*INSTRUCTIONS TO FOLLOW*:
Copy out each line that has "styles" in it.

*SUPPLIED DATA*:
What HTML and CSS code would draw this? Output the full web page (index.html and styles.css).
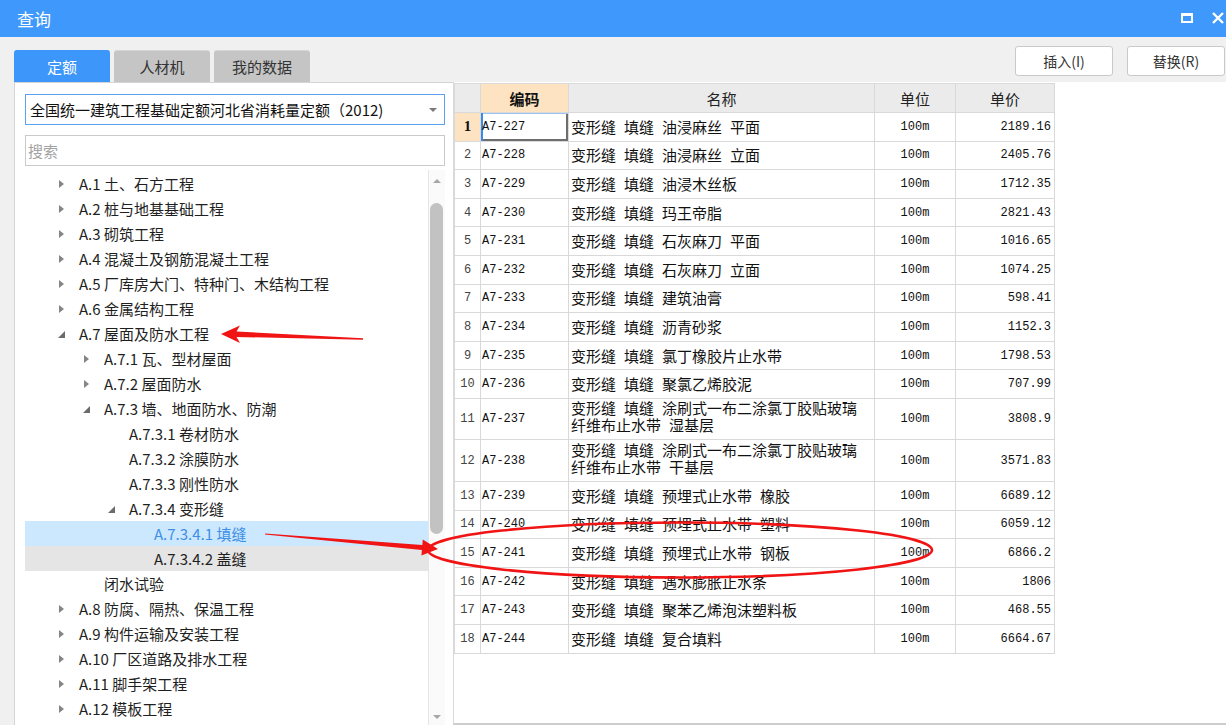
FILE: index.html
```html
<!DOCTYPE html>
<html lang="zh-CN">
<head>
<meta charset="utf-8">
<title>查询</title>
<link rel="stylesheet" href="styles.css">
</head>
<body>
<div class="window">
  <div class="titlebar">
    <span class="title">查询</span>
    <div class="win-ctrls">
      <span class="max-icon"></span>
      <svg class="close-icon" width="12" height="12" viewBox="0 0 12 12"><path d="M1 1L11 11M11 1L1 11" stroke="#fff" stroke-width="2.4" fill="none"/></svg>
    </div>
  </div>
  <div class="topbar">
    <div class="tabs">
      <div class="tab active">定额</div>
      <div class="tab">人材机</div>
      <div class="tab">我的数据</div>
    </div>
    <div class="actions">
      <div class="btn">插入(I)</div>
      <div class="btn">替换(R)</div>
    </div>
  </div>
  <div class="panes">
    <div class="left">
      <div class="select">全国统一建筑工程基础定额河北省消耗量定额（2012)<span class="caret"></span></div>
      <div class="search">搜索</div>
      <div class="tree-wrap">
        <ul class="tree">
          <li class="row l1"><span class="tg"><span class="tri-c"></span></span>A.1 土、石方工程</li>
          <li class="row l1"><span class="tg"><span class="tri-c"></span></span>A.2 桩与地基基础工程</li>
          <li class="row l1"><span class="tg"><span class="tri-c"></span></span>A.3 砌筑工程</li>
          <li class="row l1"><span class="tg"><span class="tri-c"></span></span>A.4 混凝土及钢筋混凝土工程</li>
          <li class="row l1"><span class="tg"><span class="tri-c"></span></span>A.5 厂库房大门、特种门、木结构工程</li>
          <li class="row l1"><span class="tg"><span class="tri-c"></span></span>A.6 金属结构工程</li>
          <li class="row l1"><span class="tg"><svg class="tri-e" width="7" height="7" viewBox="0 0 7 7"><polygon points="7,0 7,7 0,7" fill="#6b6b6b"/></svg></span>A.7 屋面及防水工程</li>
          <li class="row l2"><span class="tg"><span class="tri-c"></span></span>A.7.1 瓦、型材屋面</li>
          <li class="row l2"><span class="tg"><span class="tri-c"></span></span>A.7.2 屋面防水</li>
          <li class="row l2"><span class="tg"><svg class="tri-e" width="7" height="7" viewBox="0 0 7 7"><polygon points="7,0 7,7 0,7" fill="#6b6b6b"/></svg></span>A.7.3 墙、地面防水、防潮</li>
          <li class="row l3"><span class="tg"></span>A.7.3.1 卷材防水</li>
          <li class="row l3"><span class="tg"></span>A.7.3.2 涂膜防水</li>
          <li class="row l3"><span class="tg"></span>A.7.3.3 刚性防水</li>
          <li class="row l3"><span class="tg"><svg class="tri-e" width="7" height="7" viewBox="0 0 7 7"><polygon points="7,0 7,7 0,7" fill="#6b6b6b"/></svg></span>A.7.3.4 变形缝</li>
          <li class="row l4 selected"><span class="tg"></span>A.7.3.4.1 填缝</li>
          <li class="row l4 hover"><span class="tg"></span>A.7.3.4.2 盖缝</li>
          <li class="row l2"><span class="tg"></span>闭水试验</li>
          <li class="row l1"><span class="tg"><span class="tri-c"></span></span>A.8 防腐、隔热、保温工程</li>
          <li class="row l1"><span class="tg"><span class="tri-c"></span></span>A.9 构件运输及安装工程</li>
          <li class="row l1"><span class="tg"><span class="tri-c"></span></span>A.10 厂区道路及排水工程</li>
          <li class="row l1"><span class="tg"><span class="tri-c"></span></span>A.11 脚手架工程</li>
          <li class="row l1"><span class="tg"><span class="tri-c"></span></span>A.12 模板工程</li>
        </ul>
        <div class="vscroll">
          <div class="sb-arrow"><span class="tri-up"></span></div>
          <div class="sb-thumb"></div>
          <div class="sb-space"></div>
          <div class="sb-arrow"><span class="tri-down"></span></div>
        </div>
      </div>
    </div>
    <div class="right">
      <table class="grid">
        <colgroup>
          <col class="c-num"><col class="c-code"><col class="c-name"><col class="c-unit"><col class="c-price">
        </colgroup>
        <thead>
          <tr><th class="corner"></th><th class="h-code">编码</th><th>名称</th><th>单位</th><th>单价</th></tr>
        </thead>
        <tbody>
          <tr class="cur"><td class="num">1</td><td class="code focus">A7-227</td><td class="name">变形缝 填缝 油浸麻丝 平面</td><td class="unit">100m</td><td class="price">2189.16</td></tr>
          <tr><td class="num">2</td><td class="code">A7-228</td><td class="name">变形缝 填缝 油浸麻丝 立面</td><td class="unit">100m</td><td class="price">2405.76</td></tr>
          <tr><td class="num">3</td><td class="code">A7-229</td><td class="name">变形缝 填缝 油浸木丝板</td><td class="unit">100m</td><td class="price">1712.35</td></tr>
          <tr><td class="num">4</td><td class="code">A7-230</td><td class="name">变形缝 填缝 玛王帝脂</td><td class="unit">100m</td><td class="price">2821.43</td></tr>
          <tr><td class="num">5</td><td class="code">A7-231</td><td class="name">变形缝 填缝 石灰麻刀 平面</td><td class="unit">100m</td><td class="price">1016.65</td></tr>
          <tr><td class="num">6</td><td class="code">A7-232</td><td class="name">变形缝 填缝 石灰麻刀 立面</td><td class="unit">100m</td><td class="price">1074.25</td></tr>
          <tr><td class="num">7</td><td class="code">A7-233</td><td class="name">变形缝 填缝 建筑油膏</td><td class="unit">100m</td><td class="price">598.41</td></tr>
          <tr><td class="num">8</td><td class="code">A7-234</td><td class="name">变形缝 填缝 沥青砂浆</td><td class="unit">100m</td><td class="price">1152.3</td></tr>
          <tr><td class="num">9</td><td class="code">A7-235</td><td class="name">变形缝 填缝 氯丁橡胶片止水带</td><td class="unit">100m</td><td class="price">1798.53</td></tr>
          <tr><td class="num">10</td><td class="code">A7-236</td><td class="name">变形缝 填缝 聚氯乙烯胶泥</td><td class="unit">100m</td><td class="price">707.99</td></tr>
          <tr class="tall"><td class="num">11</td><td class="code">A7-237</td><td class="name">变形缝 填缝 涂刷式一布二涂氯丁胶贴玻璃<br>纤维布止水带 湿基层</td><td class="unit">100m</td><td class="price">3808.9</td></tr>
          <tr class="tall"><td class="num">12</td><td class="code">A7-238</td><td class="name">变形缝 填缝 涂刷式一布二涂氯丁胶贴玻璃<br>纤维布止水带 干基层</td><td class="unit">100m</td><td class="price">3571.83</td></tr>
          <tr><td class="num">13</td><td class="code">A7-239</td><td class="name">变形缝 填缝 预埋式止水带 橡胶</td><td class="unit">100m</td><td class="price">6689.12</td></tr>
          <tr><td class="num">14</td><td class="code">A7-240</td><td class="name">变形缝 填缝 预埋式止水带 塑料</td><td class="unit">100m</td><td class="price">6059.12</td></tr>
          <tr><td class="num">15</td><td class="code">A7-241</td><td class="name">变形缝 填缝 预埋式止水带 钢板</td><td class="unit">100m</td><td class="price">6866.2</td></tr>
          <tr><td class="num">16</td><td class="code">A7-242</td><td class="name">变形缝 填缝 遇水膨胀止水条</td><td class="unit">100m</td><td class="price">1806</td></tr>
          <tr><td class="num">17</td><td class="code">A7-243</td><td class="name">变形缝 填缝 聚苯乙烯泡沫塑料板</td><td class="unit">100m</td><td class="price">468.55</td></tr>
          <tr><td class="num">18</td><td class="code">A7-244</td><td class="name">变形缝 填缝 复合填料</td><td class="unit">100m</td><td class="price">6664.67</td></tr>
        </tbody>
      </table>
    </div>
  </div>
  <svg class="annot" width="1226" height="725" viewBox="0 0 1226 725">
    <polygon points="221,334 240,325.5 236.5,331.5 363,338.3 363,339.7 236.5,337 240,343" fill="#f01414"/>
    <polygon points="265,533.4 422.3,545.1 422.8,539.6 438,549 421.4,555.6 421.9,550.1 265,534.6" fill="#f01414"/>
    <ellipse cx="680" cy="550" rx="252" ry="27.5" fill="none" stroke="#f01414" stroke-width="2.6"/>
  </svg>
</div>
</body>
</html>
```
FILE: styles.css
```css
* { box-sizing: border-box; }
body {
  margin: 0;
  width: 1226px;
  height: 725px;
  overflow: hidden;
  background: #f0f0f0;
  font-family: "Noto Sans CJK SC", "Noto Sans", sans-serif;
  color: #1a1a1a;
}
.window {
  position: relative;
  width: 1226px;
  height: 725px;
  display: flex;
  flex-direction: column;
}
.titlebar {
  height: 37px;
  flex: none;
  background: #3f98fc;
  display: flex;
  align-items: center;
  padding-left: 17px;
  color: #fff;
}
.title { font-size: 17px; }
.win-ctrls {
  margin-left: auto;
  display: flex;
  align-items: center;
  gap: 19px;
  margin-right: 2px;
  padding-bottom: 2px;
}
.max-icon {
  width: 12px;
  height: 10px;
  border: 2px solid #fff;
  border-top-width: 3px;
}
.topbar {
  height: 45px;
  flex: none;
  display: flex;
}
.tabs {
  display: flex;
  gap: 4px;
  margin: 13px 0 0 14px;
  height: 32px;
}
.tab {
  width: 96px;
  height: 32px;
  display: flex;
  align-items: center;
  justify-content: center;
  font-size: 15px;
  background: #c5c5c5;
  color: #333;
  border-radius: 3px 3px 0 0;
  border-top: 1px solid #d6d6d6;
}
.tab.active {
  background: #3d96f9;
  color: #fff;
  border-top-color: #3d96f9;
}
.actions {
  margin-left: auto;
  display: flex;
  gap: 14px;
  margin-top: 9px;
  margin-right: 1px;
}
.btn {
  width: 98px;
  height: 30px;
  border: 1px solid #c9c9c9;
  border-radius: 3px;
  background: #fff;
  font-size: 14px;
  color: #333;
  display: flex;
  align-items: center;
  justify-content: center;
}
.panes {
  flex: 1;
  display: flex;
  min-height: 0;
}
.left {
  width: 439px;
  flex: none;
  margin-left: 14px;
  background: #fff;
  border-left: 1px solid #d4d4d4;
  border-top: 1px solid #d4d4d4;
  padding: 11px 0 0 10px;
  display: flex;
  flex-direction: column;
}
.select {
  width: 420px;
  height: 31px;
  flex: none;
  border: 1px solid #5aa2ee;
  display: flex;
  align-items: center;
  padding-left: 4px;
  font-size: 15px;
  color: #111;
  position: relative;
}
.caret {
  margin-left: auto;
  margin-right: 7px;
  width: 0;
  height: 0;
  border-left: 4px solid transparent;
  border-right: 4px solid transparent;
  border-top: 4px solid #7a7a7a;
}
.search {
  margin-top: 10px;
  width: 420px;
  height: 31px;
  flex: none;
  border: 1px solid #cacaca;
  display: flex;
  align-items: center;
  padding-left: 2px;
  font-size: 15px;
  color: #a3a3a3;
}
.tree-wrap {
  margin-top: 4px;
  flex: 1;
  min-height: 0;
  width: 420px;
  display: flex;
}
.tree {
  width: 403px;
  flex: none;
  list-style: none;
  margin: 0;
  padding: 1px 0 0 0;
  overflow: hidden;
}
.row {
  height: 25px;
  line-height: 24px;
  font-size: 15px;
  color: #1f1f1f;
  display: flex;
  align-items: center;
  white-space: nowrap;
}
.row.l1 { padding-left: 33px; }
.row.l2 { padding-left: 58px; }
.row.l3 { padding-left: 83px; }
.row.l4 { padding-left: 108px; }
.row.selected { background: #cce8ff; color: #3f8fe6; }
.row.hover { background: #e5e5e5; }
.tg {
  width: 21px;
  flex: none;
  display: flex;
  align-items: center;
  height: 25px;
}
.tri-c {
  width: 0;
  height: 0;
  border-left: 5px solid #858585;
  border-top: 4px solid transparent;
  border-bottom: 4px solid transparent;
  margin-left: 1px;
}
.tri-e { display: block; margin-top: 2px; }
.vscroll {
  width: 17px;
  flex: none;
  border-left: 1px solid #e6e6e6;
  display: flex;
  flex-direction: column;
  background: #fafafa;
}
.sb-arrow {
  height: 16px;
  flex: none;
  display: flex;
  align-items: center;
  justify-content: center;
}
.tri-up {
  width: 0; height: 0;
  border-left: 4px solid transparent;
  border-right: 4px solid transparent;
  border-bottom: 4px solid #a6a6a6;
  margin-top: 6px;
}
.tri-down {
  width: 0; height: 0;
  border-left: 4px solid transparent;
  border-right: 4px solid transparent;
  border-top: 4px solid #a6a6a6;
}
.sb-thumb {
  margin: 17px 0 0 1px;
  width: 13px;
  height: 331px;
  flex: none;
  border-radius: 7px;
  background: #c2c2c2;
}
.sb-space { flex: 1; }
.right {
  flex: 1;
  background: #fff;
  border-left: 1px solid #dadada;
  border-bottom: 2px solid #cdcdcd;
  padding-top: 1px;
}
.grid {
  border-collapse: collapse;
  table-layout: fixed;
  width: 601px;
  font-size: 15px;
  border-left: 1px solid #c8c8c8;
}
.c-num { width: 26px; }
.c-code { width: 88px; }
.c-name { width: 306px; }
.c-unit { width: 81px; }
.c-price { width: 99px; }
.grid th, .grid td {
  border: 1px solid #d9d9d9;
  padding: 0;
  white-space: nowrap;
  overflow: hidden;
}
.grid th {
  height: 29px;
  background: #ebebeb;
  font-weight: normal;
  color: #222;
  font-size: 15px;
}
.grid th.h-code { background: #fde3c1; font-weight: bold; color: #111; }
.grid tbody tr { height: 28.6px; }
.grid tbody tr.tall { height: 41.5px; }
.grid td.num {
  text-align: center;
  font-family: "Liberation Mono", monospace;
  font-size: 12px;
  color: #444;
}
.grid tr.cur td.num {
  background: #fde3c1;
  font-family: "Liberation Serif", serif;
  font-weight: bold;
  font-size: 15px;
  color: #111;
}
.grid td.code {
  font-family: "Liberation Mono", monospace;
  font-size: 12px;
  padding-left: 1px;
  color: #111;
}
.grid td.focus {
  box-shadow: inset 2px 0 0 #3a8be8, inset 0 1px 0 #9fc3ee, inset -2px -2px 0 #6e6e6e;
}
.grid td.name {
  font-family: "Liberation Mono", "Noto Sans CJK SC", sans-serif;
  font-size: 15px;
  word-spacing: -1px;
  padding-left: 2px;
  color: #111;
}
.grid tr.tall td.name { line-height: 17px; }
.grid td.unit {
  text-align: center;
  font-family: "Liberation Mono", monospace;
  font-size: 12px;
  color: #111;
}
.grid td.price {
  text-align: right;
  padding-right: 3px;
  font-family: "Liberation Mono", monospace;
  font-size: 12px;
  color: #111;
}
.annot {
  position: absolute;
  left: 0;
  top: 0;
  pointer-events: none;
}
```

*RESULT*:
What HTML and CSS code would draw this? Output the full web page (index.html and styles.css).
<link rel="stylesheet" href="styles.css">
FILE: styles.css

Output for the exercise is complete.